【日記】質感忘れて無機に還る(20211214)
① 過去を置いていくとはどういう事かを考えた。忘れられる事は死だという。自分の価値観の根底にもそれがあって、それを避ける為に作品作りをしてきた。
けれど人は死ぬ。どう足掻いたって死ぬ。それは究極で極端な考えかも知れないけれど、そんな事を言ったら「作品を作る事によって忘れられないようにし、生きながらえる」という事だって、自分の肉体を超えて生きたいという、極端に死を恐れた考えだ。
忘れる事はとても怖い事だと思う。その癖ずっと覚えておく事が出来ないのだから、何処となくやるせない。眠ろうと目を瞑れば、また滑らかに今日の私が死に、明日に私がまた生まれる。意識の新陳代謝とも言うべきかも知れない。
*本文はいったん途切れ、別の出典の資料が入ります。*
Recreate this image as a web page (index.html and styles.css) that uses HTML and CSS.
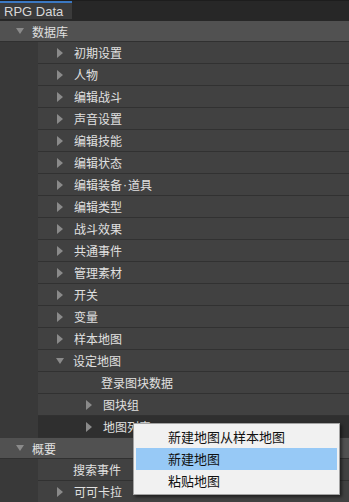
FILE: index.html
```html
<!DOCTYPE html>
<html lang="zh">
<head>
    <meta charset="UTF-8">
    <title>RPG Data</title>
    <link rel="stylesheet" href="styles.css">
</head>
<body>
    <div class="tabbar">
        <div class="tab">RPG Data</div>
    </div>
    <div class="tree">
        <div class="group"><span class="down"></span>数据库</div>
        <div class="row"><span class="arrow"></span>初期设置</div>
        <div class="row"><span class="arrow"></span>人物</div>
        <div class="row"><span class="arrow"></span>编辑战斗</div>
        <div class="row"><span class="arrow"></span>声音设置</div>
        <div class="row"><span class="arrow"></span>编辑技能</div>
        <div class="row"><span class="arrow"></span>编辑状态</div>
        <div class="row"><span class="arrow"></span>编辑装备<span class="dot">·</span>道具</div>
        <div class="row"><span class="arrow"></span>编辑类型</div>
        <div class="row"><span class="arrow"></span>战斗效果</div>
        <div class="row"><span class="arrow"></span>共通事件</div>
        <div class="row"><span class="arrow"></span>管理素材</div>
        <div class="row"><span class="arrow"></span>开关</div>
        <div class="row"><span class="arrow"></span>变量</div>
        <div class="row"><span class="arrow"></span>样本地图</div>
        <div class="row"><span class="arrow open"></span>设定地图</div>
        <div class="row sub leaf">登录图块数据</div>
        <div class="row sub"><span class="arrow"></span>图块组</div>
        <div class="row sub active"><span class="arrow"></span>地图列表</div>
        <div class="group"><span class="down"></span>概要</div>
        <div class="row leaf">搜索事件</div>
        <div class="row"><span class="arrow"></span>可可卡拉</div>
    </div>

    <div class="menu">
        <div class="item">新建地图从样本地图</div>
        <div class="item hover">新建地图</div>
        <div class="item">粘贴地图</div>
    </div>
</body>
</html>
```

FILE: styles.css
```css
body {
    margin: 0;
    padding: 0;
    background-color: #393939;
    font-family: "Noto Sans CJK SC", "Liberation Sans", sans-serif;
    font-size: 12px;
    color: #e0e0e0;
    overflow: hidden;
}
.tabbar {
    background-color: #272727;
    border-top: 1px solid #1d1d1d;
    height: 20px;
    display: flex;
}
.tab {
    width: 72px;
    background-color: #3b3b3b;
    border-top: 2px solid #3b78c2;
    height: 18px;
    line-height: 18px;
    padding-left: 4px;
    box-sizing: border-box;
    font-family: "Liberation Sans", sans-serif;
    font-size: 13px;
    color: #d8d8d8;
}
.group {
    background-color: #515151;
    height: 20px;
    border-bottom: 1px solid #303030;
    display: flex;
    align-items: center;
    padding-left: 16px;
}
.down {
    width: 0;
    height: 0;
    border-top: 6px solid #8a8a8a;
    border-left: 4.5px solid transparent;
    border-right: 4.5px solid transparent;
    margin-right: 8px;
}
.row {
    margin-left: 38px;
    height: 21px;
    background-color: #414141;
    border-bottom: 1px solid #313131;
    display: flex;
    align-items: center;
    padding-left: 19px;
}
.dot {
    font-family: "Liberation Sans", sans-serif;
    padding: 0 1px;
}
.arrow {
    width: 0;
    height: 0;
    border-left: 6px solid #8a8a8a;
    border-top: 5px solid transparent;
    border-bottom: 5px solid transparent;
    margin-right: 11px;
}
.arrow.open {
    border-top: 6px solid #8a8a8a;
    border-left: 4.5px solid transparent;
    border-right: 4.5px solid transparent;
    border-bottom: 0;
    margin-left: -1px;
    margin-right: 9px;
}
.row.leaf {
    padding-left: 35px;
}
.row.sub {
    padding-left: 48px;
}
.row.sub.leaf {
    padding-left: 63px;
}
.row.active {
    background-color: #2f2f2f;
}
.menu {
    position: absolute;
    left: 133px;
    top: 423px;
    width: 207px;
    box-sizing: border-box;
    background-color: #f1f1f1;
    border: 1px solid #a3a3a3;
    box-shadow: 2px 2px 3px rgba(0, 0, 0, 0.5);
    padding: 2px;
}
.item {
    height: 22px;
    line-height: 22px;
    padding-left: 32px;
    font-size: 13px;
    color: #111;
}
.item.hover {
    background-color: #97c9f6;
}
```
そうやって日々死んでいる事がどことなく身近だから、こうして日記を書いている。
② 最近質問箱に女性らしい質問が集まってくる。恋の駆け引きとか、肌について、LINEのやり取りについてなど。
とても瑞々しく、純粋で甘酸っぱいパイナップルのような青春をしているなと思いながら、自分の青春をそれらと比べてみると、なんだか自分の過去が美味しいスルメのように思えてくる。スルメ。カピカピのスルメ。
けれど勘違いして欲しくないのは、スルメは美味しいという事だ。私は自分の過去に劣等感を抱いたりはしていない。今の所は。それだって今の自分に必要な物だったのだと思っている。
③ 久しぶりにホロライブの戌神ころねさんの動画を見た。面白い。ちょっと前に花畑チャイカさんの『inscription』というゲームのプレイ動画を見てから、何処となくvtuberが私の趣味に戻ってきた。
何に惹かれるのかと考える。私達がvtuberの方を見る時、その視点はあまりにも非現実的だ。そこに偶像を見ているのだろうとは思う。アレだ。遠足前日に頭の中で予定を思い描いている時が一番楽しい奴。
動画として投稿されている「戌神ころねさんのワンシーン」だけでなく、そうでない日常生活の「戌神ころねさん」が現実にいるから、ここ迄二次創作や妄想が伸びるんだろうなと考えた。アニメだと非現実さというか、作り物感が強いような感じがしている。完全に個人的な主観。
④ コロナも随分と落ち着いた物だと思った。東京での死者は20人前後/日くらいに落ち着いており、「そういえばコロナが流行りたての頃もこの位の死者数だったな」と思う。
死者数。人間の死が簡単に数字になる。数字にしなければ仕方ない。質と量の変換。大切な人の命くらいは、数としては扱いたくないと思ったりする。けれどやっぱり数の内の一でしかないのはどんな人間だって同じなのだろう。